959: Building Agents 101: Design Patterns, Evals and Optimization (with Sinan Ozdemir) - Super Data Science: ML & AI Podcast with Jon Krohn Recap

Podcast: Super Data Science: ML & AI Podcast with Jon Krohn

Published: 2026-01-20

Duration: 1 hr 5 min

Guests: Sinan Ozdemir

Summary

This episode provides an in-depth look into building agentic AI systems, focusing on the distinctions between workflows and agents, evaluation metrics, and how to choose the right model parameters for specific tasks.

What Happened

Sinan Ozdemir joins Jon Krohn to discuss his latest book, 'Building Agentic AI', and provides a comprehensive overview of the key concepts in designing and deploying agentic systems. He explains the critical distinction between workflows and agents, highlighting that an agentic AI is an LLM with access to tools, allowing it to make decisions about which tools to use and in what order, unlike a workflow that follows a deterministic path.

Sinan describes how to decide whether a solution should be more deterministic or agentic by evaluating the existing process and its conditional elements. He also provides guidance on selecting the appropriate LLM parameter count, offering a breakdown of small, medium, and large models based on parameter size and their respective use cases.

The episode delves into the importance of evaluation metrics beyond accuracy, like precision and recall, and how these metrics expose different failure modes of a model. Sinan stresses the need for a comprehensive evaluation framework tailored to specific task types, such as retrieval, classification, and generation, to ensure AI reliability.

Sinan shares surprising insights from his research, such as the lack of correlation between reasoning time and model performance, challenging the assumption that more reasoning leads to better results. He also discusses the trade-offs involved in optimizing models for speed, cost, and accuracy, pointing out that quantization and distillation can lead to performance hits, effectively creating a 'cousin' model with different outputs.
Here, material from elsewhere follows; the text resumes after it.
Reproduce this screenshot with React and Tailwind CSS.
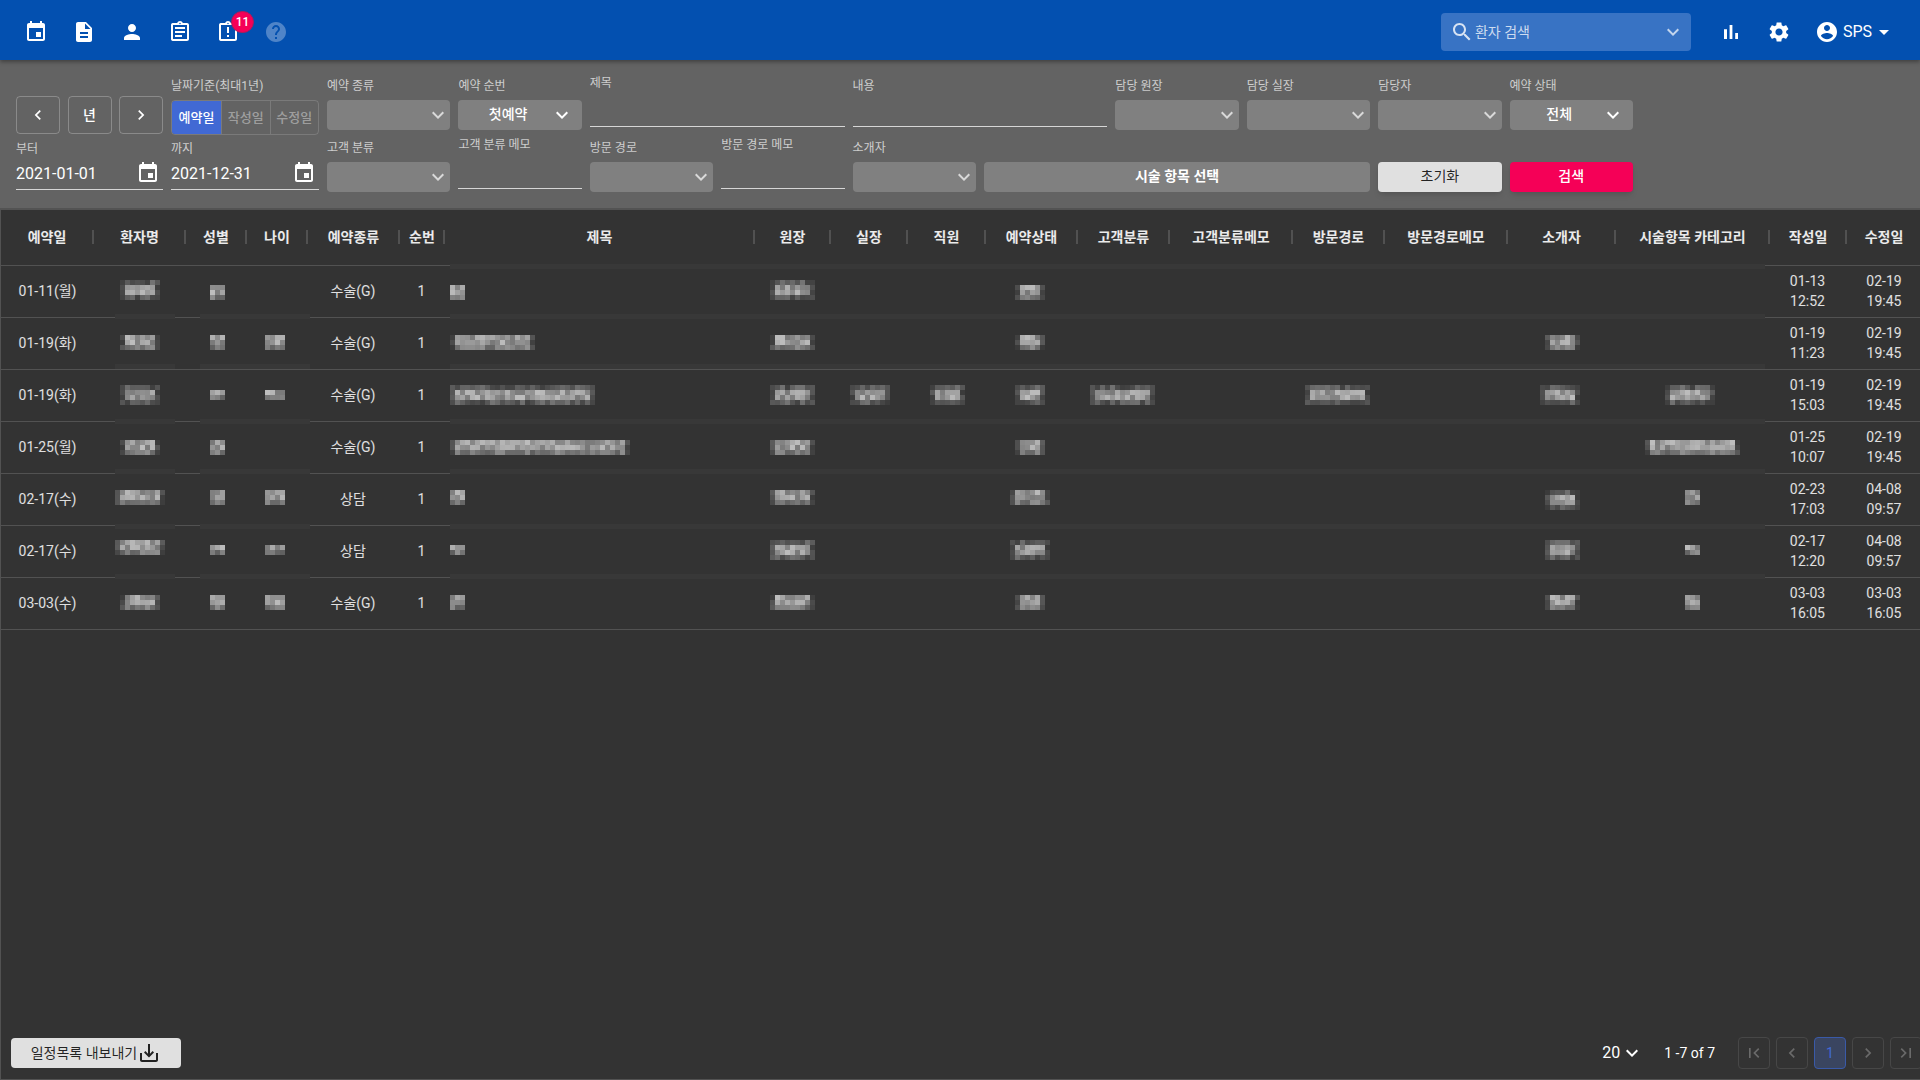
const FONT = "font-['Roboto','Noto_Sans_CJK_KR',sans-serif]"

const icons = {
  event: 'M17 12h-5v5h5v-5zM16 1v2H8V1H6v2H5c-1.11 0-1.99.9-1.99 2L3 19c0 1.1.89 2 2 2h14c1.1 0 2-.9 2-2V5c0-1.1-.9-2-2-2h-1V1h-2zm3 18H5V8h14v11z',
  description: 'M14 2H6c-1.1 0-1.99.9-1.99 2L4 20c0 1.1.89 2 1.99 2H18c1.1 0 2-.9 2-2V8l-6-6zm2 16H8v-2h8v2zm0-4H8v-2h8v2zm-3-5V3.5L18.5 9H13z',
  person: 'M12 12c2.21 0 4-1.79 4-4s-1.79-4-4-4-4 1.79-4 4 1.79 4 4 4zm0 2c-2.67 0-8 1.34-8 4v2h16v-2c0-2.66-5.33-4-8-4z',
  assignment: 'M7 15h7v2H7zm0-4h10v2H7zm0-4h10v2H7zm12-4h-4.18C14.4 1.84 13.3 1 12 1c-1.3 0-2.4.84-2.82 2H5c-.14 0-.27.01-.4.04-.39.08-.74.28-1.01.55-.18.18-.33.4-.43.64-.1.23-.16.49-.16.77v14c0 .27.06.54.16.78s.25.45.43.64c.27.27.62.47 1.01.55.13.02.26.03.4.03h14c1.1 0 2-.9 2-2V5c0-1.1-.9-2-2-2zm-7-.25c.41 0 .75.34.75.75s-.34.75-.75.75-.75-.34-.75-.75.34-.75.75-.75zM19 19H5V5h14v14z',
  assignmentLate: 'M11 15h2v2h-2zm0-8h2v6h-2zm8-4h-4.18C14.4 1.84 13.3 1 12 1c-1.3 0-2.4.84-2.82 2H5c-.14 0-.27.01-.4.04-.39.08-.74.28-1.01.55-.18.18-.33.4-.43.64-.1.23-.16.49-.16.77v14c0 .27.06.54.16.78s.25.45.43.64c.27.27.62.47 1.01.55.13.02.26.03.4.03h14c1.1 0 2-.9 2-2V5c0-1.1-.9-2-2-2zm-7-.25c.41 0 .75.34.75.75s-.34.75-.75.75-.75-.34-.75-.75.34-.75.75-.75zM19 19H5V5h14v14z',
  help: 'M12 2C6.48 2 2 6.48 2 12s4.48 10 10 10 10-4.48 10-10S17.52 2 12 2zm1 17h-2v-2h2v2zm2.07-7.75l-.9.92C13.45 12.9 13 13.5 13 15h-2v-.5c0-1.1.45-2.1 1.17-2.83l1.24-1.26c.37-.36.59-.86.59-1.41 0-1.1-.9-2-2-2s-2 .9-2 2H8c0-2.21 1.79-4 4-4s4 1.79 4 4c0 .88-.36 1.68-.93 2.25z',
  bars: 'M5 9.2h3V19H5zM10.6 5h2.8v14h-2.8zm5.6 8H19v6h-2.8z',
  settings: 'M19.14 12.94c.04-.3.06-.61.06-.94 0-.32-.02-.64-.07-.94l2.03-1.58c.18-.14.23-.41.12-.61l-1.92-3.32c-.12-.22-.37-.29-.59-.22l-2.39.96c-.5-.38-1.03-.7-1.62-.94l-.36-2.54c-.04-.24-.24-.41-.48-.41h-3.84c-.24 0-.43.17-.47.41l-.36 2.54c-.59.24-1.13.57-1.62.94l-2.39-.96c-.22-.08-.47 0-.59.22L2.74 8.87c-.12.21-.08.47.12.61l2.03 1.58c-.05.3-.09.63-.09.94s.02.64.07.94l-2.03 1.58c-.18.14-.23.41-.12.61l1.92 3.32c.12.22.37.29.59.22l2.39-.96c.5.38 1.03.7 1.62.94l.36 2.54c.05.24.24.41.48.41h3.84c.24 0 .44-.17.47-.41l.36-2.54c.59-.24 1.13-.56 1.62-.94l2.39.96c.22.08.47 0 .59-.22l1.92-3.32c.12-.22.07-.47-.12-.61l-2.01-1.58zM12 15.6c-1.98 0-3.6-1.62-3.6-3.6s1.62-3.6 3.6-3.6 3.6 1.62 3.6 3.6-1.62 3.6-3.6 3.6z',
  account: 'M12 2C6.48 2 2 6.48 2 12s4.48 10 10 10 10-4.48 10-10S17.52 2 12 2zm0 3c1.66 0 3 1.34 3 3s-1.34 3-3 3-3-1.34-3-3 1.34-3 3-3zm0 14.2c-2.5 0-4.71-1.28-6-3.22.03-1.99 4-3.08 6-3.08 1.99 0 5.97 1.09 6 3.08-1.29 1.94-3.5 3.22-6 3.22z',
  caret: 'M7 10l5 5 5-5z',
  expand: 'M16.59 8.59L12 13.17 7.41 8.59 6 10l6 6 6-6z',
  left: 'M15.41 7.41L14 6l-6 6 6 6 1.41-1.41L10.83 12z',
  right: 'M10 6L8.59 7.41 13.17 12l-4.58 4.59L10 18l6-6z',
  first: 'M18.41 16.59L13.82 12l4.59-4.59L17 6l-6 6 6 6zM6 6h2v12H6z',
  last: 'M5.59 7.41L10.18 12l-4.59 4.59L7 18l6-6-6-6zM16 6h2v12h-2z',
  search: 'M15.5 14h-.79l-.28-.27C15.41 12.59 16 11.11 16 9.5 16 5.91 13.09 3 9.5 3S3 5.91 3 9.5 5.91 16 9.5 16c1.61 0 3.09-.59 4.23-1.57l.27.28v.79l5 4.99L20.49 19l-4.99-5zm-6 0C7.01 14 5 11.99 5 9.5S7.01 5 9.5 5 14 7.01 14 9.5 11.99 14 9.5 14z',
  saveAlt: 'M19 12v7H5v-7H3v7c0 1.1.9 2 2 2h14c1.1 0 2-.9 2-2v-7h-2zm-6 .67l2.59-2.58L17 11.5l-5 5-5-5 1.41-1.41L11 12.67V3h2z',
}

function Icon({ name, className = 'h-6 w-6' }) {
  return (
    <svg viewBox="0 0 24 24" fill="currentColor" className={`shrink-0 ${className}`}>
      <path d={icons[name]} />
    </svg>
  )
}

const columns = [
  { title: '예약일', w: 93, cls: 'w-[93px]' },
  { title: '환자명', w: 92, cls: 'w-[92px]' },
  { title: '성별', w: 61, cls: 'w-[61px]' },
  { title: '나이', w: 61, cls: 'w-[61px]' },
  { title: '예약종류', w: 92, cls: 'w-[92px]' },
  { title: '순번', w: 45, cls: 'w-[45px]' },
  { title: '제목', w: 310, cls: 'w-[310px]' },
  { title: '원장', w: 76, cls: 'w-[76px]' },
  { title: '실장', w: 77, cls: 'w-[77px]' },
  { title: '직원', w: 78, cls: 'w-[78px]' },
  { title: '예약상태', w: 92, cls: 'w-[92px]' },
  { title: '고객분류', w: 92, cls: 'w-[92px]' },
  { title: '고객분류메모', w: 123, cls: 'w-[123px]' },
  { title: '방문경로', w: 92, cls: 'w-[92px]' },
  { title: '방문경로메모', w: 123, cls: 'w-[123px]' },
  { title: '소개자', w: 108, cls: 'w-[108px]' },
  { title: '시술항목 카테고리', w: 154, cls: 'w-[154px]' },
  { title: '작성일', w: 77, cls: 'w-[77px]' },
  { title: '수정일', w: 74, cls: 'w-[74px]' },
]

const colLeft = (index) => columns.slice(0, index).reduce((sum, col) => sum + col.w, 0)

// blobs: [column, x, y, width, height] in page pixels, snapped to the 5px mosaic
const rows = [
  {
    top: 266, band: '-bottom-[2px]', date: '01-11(월)', type: '수술(G)', created: ['01-13', '12:52'], updated: ['02-19', '19:45'],
    blobs: [[1, 120, 280, 40, 20], [2, 210, 285, 15, 15], [6, 450, 285, 15, 15], [7, 770, 280, 45, 20], [10, 1015, 285, 30, 15]],
  },
  {
    top: 318, band: 'bottom-0', date: '01-19(화)', type: '수술(G)', created: ['01-19', '11:23'], updated: ['02-19', '19:45'],
    blobs: [[1, 120, 335, 40, 15], [2, 210, 335, 15, 15], [3, 265, 335, 20, 15], [6, 450, 335, 85, 15], [7, 770, 335, 45, 15], [10, 1015, 335, 30, 15], [15, 1545, 335, 35, 15]],
  },
  {
    top: 370, band: '-bottom-[3px]', date: '01-19(화)', type: '수술(G)', created: ['01-19', '15:03'], updated: ['02-19', '19:45'],
    blobs: [[1, 120, 385, 40, 20], [2, 210, 390, 15, 10], [3, 265, 390, 20, 10], [6, 450, 385, 145, 20], [7, 770, 385, 45, 20], [8, 850, 385, 40, 20], [9, 930, 385, 35, 20], [10, 1015, 385, 30, 20], [11, 1090, 385, 65, 20], [13, 1305, 385, 65, 20], [15, 1540, 385, 40, 20], [16, 1665, 385, 50, 20]],
  },
  {
    top: 422, band: '-bottom-px', date: '01-25(월)', type: '수술(G)', created: ['01-25', '10:07'], updated: ['02-19', '19:45'],
    blobs: [[1, 120, 440, 40, 15], [2, 210, 440, 15, 15], [6, 450, 440, 180, 15], [7, 770, 440, 45, 15], [10, 1015, 440, 30, 15], [16, 1645, 440, 95, 15]],
  },
  {
    top: 474, band: '-bottom-[4px]', date: '02-17(수)', type: '상담', created: ['02-23', '17:03'], updated: ['04-08', '09:57'],
    blobs: [[1, 115, 490, 50, 15], [2, 210, 490, 15, 15], [3, 265, 490, 20, 15], [6, 450, 490, 15, 15], [7, 770, 490, 45, 15], [10, 1010, 490, 40, 15], [15, 1545, 490, 35, 20], [16, 1685, 490, 15, 15]],
  },
  {
    top: 526, band: '-bottom-[2px]', date: '02-17(수)', type: '상담', created: ['02-17', '12:20'], updated: ['04-08', '09:57'],
    blobs: [[1, 115, 540, 50, 15], [2, 210, 545, 15, 10], [3, 265, 545, 20, 10], [6, 450, 545, 15, 10], [7, 770, 540, 45, 20], [10, 1010, 540, 40, 20], [15, 1545, 540, 35, 20], [16, 1685, 545, 15, 10]],
  },
  {
    top: 578, band: null, date: '03-03(수)', type: '수술(G)', created: ['03-03', '16:05'], updated: ['03-03', '16:05'],
    blobs: [[1, 120, 595, 40, 15], [2, 210, 595, 15, 15], [3, 265, 595, 20, 15], [6, 450, 595, 15, 15], [7, 770, 595, 45, 15], [10, 1015, 595, 30, 15], [15, 1545, 595, 35, 15], [16, 1685, 595, 15, 15]],
  },
]

function Mosaic({ x, y, w, h, marginLeft, marginTop }) {
  const cells = []
  for (let cy = 0; cy < h; cy += 5) {
    for (let cx = 0; cx < w; cx += 5) {
      const noise = Math.abs(Math.sin((x + cx) * 12.9898 + (y + cy) * 78.233) * 43758.5453) % 1
      const edgeRow = h >= 20 && (cy === 0 || cy === h - 5)
      const edgeCol = w >= 30 && (cx === 0 || cx === w - 5)
      let gray = 120 + noise * 70
      if (edgeCol) gray = 58 + noise * 35
      else if (edgeRow) gray = 62 + noise * 55
      else if (cy === h - 5) gray = 95 + noise * 50
      const value = Math.round(gray)
      cells.push(<rect key={`${cx}-${cy}`} x={cx} y={cy} width="5" height="5" fill={`rgb(${value},${value},${value})`} />)
    }
  }
  return (
    <svg width={w} height={h} shapeRendering="crispEdges" className="shrink-0" style={{ marginLeft, marginTop }}>
      {cells}
    </svg>
  )
}

function Band({ className }) {
  return <div className={`absolute h-[5px] bg-[#383838] ${className}`} />
}

function Label({ children, className = '' }) {
  return <div className={`h-4 whitespace-nowrap pt-px text-xs leading-4 text-white/70 ${className}`}>{children}</div>
}

function SelectField({ label, value }) {
  return (
    <div>
      <Label>{label}</Label>
      <div className="mt-[7px] flex h-[30px] items-center rounded bg-[#808080]">
        <span className="flex-1 pb-0.5 text-center text-sm font-medium text-white">{value}</span>
        <Icon name="expand" className={value ? '-ml-[8px] mr-[8px] h-6 w-6 text-white' : 'h-6 w-6 text-white/70'} />
      </div>
    </div>
  )
}

function TextField({ label, labelClass, lineClass }) {
  return (
    <div>
      <Label className={labelClass}>{label}</Label>
      <div className={`border-b border-[#d6d6d6] ${lineClass}`} />
    </div>
  )
}

function DateField({ label, value }) {
  return (
    <div>
      <Label className="mt-px">{label}</Label>
      <div className="flex h-[34px] items-center justify-between border-b border-[#d6d6d6] pr-[3px] text-white">
        <span className="pt-0.5 text-base">{value}</span>
        <Icon name="event" />
      </div>
    </div>
  )
}

function NavButton({ children }) {
  return (
    <div className="flex h-[38px] w-[44px] items-center justify-center rounded border border-white/25 text-white">
      {children}
    </div>
  )
}

function PageButton({ children, active }) {
  return (
    <div
      className={`flex h-8 w-8 shrink-0 items-center justify-center rounded border text-sm ${
        active ? 'border-[#3a5aa8] bg-[#3a4560] text-[#4169d4]' : 'border-[#474747] text-[#6a6a6a]'
      }`}
    >
      {children}
    </div>
  )
}

function FilterPanel() {
  return (
    <section className="h-[150px] shrink-0 border-b-2 border-[#535353] bg-[#636363] pt-[17px] pl-4">
      <div className="grid auto-rows-[62px] grid-cols-[147px_148px_repeat(10,123.4px)] gap-x-2">
        <div className="flex justify-between pt-[19px]">
          <NavButton><Icon name="left" className="h-5 w-5" /></NavButton>
          <NavButton><span className="text-sm font-medium">년</span></NavButton>
          <NavButton><Icon name="right" className="h-5 w-5" /></NavButton>
        </div>
        <div>
          <Label>날짜기준(최대1년)</Label>
          <div className="mt-[7px] flex h-[35px] overflow-hidden rounded border border-white/15 text-[13px] font-medium">
            <span className="flex w-[49px] items-center justify-center bg-[#4169d4] text-white">예약일</span>
            <span className="flex flex-1 items-center justify-center border-l border-white/15 text-white/40">작성일</span>
            <span className="flex flex-1 items-center justify-center border-l border-white/15 text-white/40">수정일</span>
          </div>
        </div>
        <SelectField label="예약 종류" />
        <SelectField label="예약 순번" value="첫예약" />
        <div className="col-span-2">
          <TextField label="제목" labelClass="-mt-[3px]" lineClass="h-[37px]" />
        </div>
        <div className="col-span-2">
          <TextField label="내용" lineClass="h-[34px]" />
        </div>
        <SelectField label="담당 원장" />
        <SelectField label="담당 실장" />
        <SelectField label="담당자" />
        <SelectField label="예약 상태" value="전체" />

        <DateField label="부터" value="2021-01-01" />
        <DateField label="까지" value="2021-12-31" />
        <SelectField label="고객 분류" />
        <TextField label="고객 분류 메모" labelClass="-mt-[3px]" lineClass="h-[37px]" />
        <SelectField label="방문 경로" />
        <TextField label="방문 경로 메모" labelClass="-mt-[3px]" lineClass="h-[37px]" />
        <SelectField label="소개자" />
        <div className="col-span-3 pt-[23px]">
          <div className="flex h-[30px] items-center justify-center rounded bg-[#808080] pb-0.5 text-sm font-bold text-white">
            시술 항목 선택
          </div>
        </div>
        <div className="pt-[23px]">
          <div className="flex h-[30px] items-center justify-center rounded bg-[#e0e0e0] pb-0.5 text-sm text-black/85 shadow-md">
            초기화
          </div>
        </div>
        <div className="pt-[23px]">
          <div className="flex h-[30px] items-center justify-center rounded bg-[#f50057] pb-0.5 text-sm font-medium text-white shadow-md">
            검색
          </div>
        </div>
      </div>
    </section>
  )
}

function TwoLine({ lines }) {
  return (
    <div className="text-center text-sm leading-5">
      <div>{lines[0]}</div>
      <div>{lines[1]}</div>
    </div>
  )
}

function TableRow({ row }) {
  const textByColumn = {
    0: row.date,
    4: row.type,
    5: '1',
    17: <TwoLine lines={row.created} />,
    18: <TwoLine lines={row.updated} />,
  }

  return (
    <div className="relative flex h-[52px] border-b border-[#525252] text-sm text-white/85">
      {columns.map((col, index) => {
        const blob = row.blobs.find((item) => item[0] === index)
        const left = colLeft(index)

        return (
          <div
            key={col.title}
            className={`flex shrink-0 ${col.cls} ${textByColumn[index] ? 'items-center justify-center pb-0.5' : 'items-start'} ${index === 0 || index === 18 ? 'pl-0.5' : ''}`}
          >
            {textByColumn[index]}
            {blob && (
              <Mosaic
                x={blob[1]}
                y={blob[2]}
                w={blob[3]}
                h={blob[4]}
                marginLeft={blob[1] - left}
                marginTop={blob[2] - row.top}
              />
            )}
          </div>
        )
      })}
      {row.band && (
        <>
          <Band className={`left-[115px] w-[60px] ${row.band}`} />
          <Band className={`left-[200px] w-[110px] ${row.band}`} />
          <Band className={`left-[450px] w-[1315px] ${row.band}`} />
        </>
      )}
    </div>
  )
}

export default function App() {
  return (
    <div className={`flex h-screen w-[1920px] flex-col overflow-hidden bg-[#333333] ${FONT}`}>
      <header className="relative z-10 flex h-[60px] shrink-0 items-center bg-[#0350b0] pl-3 pr-6 pt-1 text-white shadow-[0_2px_4px_rgba(0,0,0,0.35)]">
        {['event', 'description', 'person', 'assignment'].map((name) => (
          <div key={name} className="flex h-12 w-12 items-center justify-center">
            <Icon name={name} />
          </div>
        ))}
        <div className="relative flex h-12 w-12 items-center justify-center">
          <Icon name="assignmentLate" />
          <span className="absolute left-[27px] top-[3px] flex h-[22px] w-[23px] items-center justify-center rounded-full border border-[#a81c5c] bg-[#f50057] text-xs font-medium text-white">
            11
          </span>
        </div>
        <div className="flex h-12 w-12 items-center justify-center text-white/30">
          <Icon name="help" />
        </div>

        <div className="ml-auto flex h-[38px] w-[250px] items-center rounded bg-[#3873c4] pl-[9px] pr-[6px]">
          <Icon name="search" className="h-6 w-6 text-white/80" />
          <span className="ml-px flex-1 text-sm text-white/75">환자 검색</span>
          <Icon name="expand" className="h-6 w-6 text-white/70" />
        </div>
        <div className="ml-[16px] flex h-12 w-12 items-center justify-center">
          <Icon name="bars" />
        </div>
        <div className="flex h-12 w-12 items-center justify-center">
          <Icon name="settings" />
        </div>
        <div className="ml-[12px] flex items-center">
          <Icon name="account" />
          <span className="ml-1 text-base">SPS</span>
          <Icon name="caret" />
        </div>
      </header>

      <FilterPanel />

      <main className="flex min-h-0 flex-1 flex-col shadow-[inset_1px_-1px_0_#525252]">
        <div className="relative flex h-14 shrink-0 border-b border-[#525252] pb-0.5 text-sm font-bold text-white/90">
          {columns.map((col, index) => (
            <div key={col.title} className={`flex shrink-0 items-center ${col.cls}`}>
              <span className="flex-1 pl-0.5 text-center whitespace-nowrap">{col.title}</span>
              {index < columns.length - 1 && <span className="-mr-px h-[14px] w-[2px] shrink-0 bg-white/15" />}
            </div>
          ))}
          <Band className="left-[450px] w-[1315px] -bottom-[4px]" />
        </div>

        {rows.map((row) => (
          <TableRow key={row.top} row={row} />
        ))}

        <footer className="mt-auto flex h-[54px] shrink-0 items-center justify-between pl-[11px]">
          <div className="flex h-[30px] w-[170px] items-center justify-center rounded bg-[#e0e0e0] text-sm text-black/85">
            일정목록 내보내기
            <Icon name="saveAlt" />
          </div>
          <div className="-mr-[2px] flex items-center text-white">
            <span className="text-base">20</span>
            <Icon name="expand" />
            <span className="ml-[20px] mr-[23px] text-sm">1 -7 of 7</span>
            <div className="flex gap-[6px]">
              <PageButton><Icon name="first" className="h-5 w-5" /></PageButton>
              <PageButton><Icon name="left" className="h-5 w-5" /></PageButton>
              <PageButton active>1</PageButton>
              <PageButton><Icon name="right" className="h-5 w-5" /></PageButton>
              <PageButton><Icon name="last" className="h-5 w-5" /></PageButton>
            </div>
          </div>
        </footer>
      </main>
    </div>
  )
}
Towards the end, Sinan emphasizes the value of a hybrid approach combining agentic systems with predefined workflows to manage complex tasks efficiently. He explains how this can enhance AI systems' reliability by providing a structured pathway with room for agentic decision-making.

Throughout the conversation, Sinan's expertise in AI shines through, as he shares practical insights and real-world examples from his consulting work. His engaging storytelling and clear explanations make complex AI concepts accessible to a broad audience, encouraging listeners to explore the potential of agentic AI in their own work.

Key Insights

Agentic AI systems differ from workflows by using large language models (LLMs) with tool access, allowing them to make decisions about tool usage and sequence, unlike workflows that follow predetermined paths.
Evaluation metrics like precision and recall are crucial for identifying different failure modes in AI models, beyond just relying on accuracy. These metrics need to be tailored to specific task types such as retrieval, classification, and generation.
Research indicates no correlation between reasoning time and model performance, challenging the assumption that longer reasoning leads to better results. This insight suggests that optimizing models for speed does not necessarily compromise accuracy.
Combining agentic systems with predefined workflows can enhance AI reliability by providing structured pathways with room for decision-making, effectively managing complex tasks more efficiently.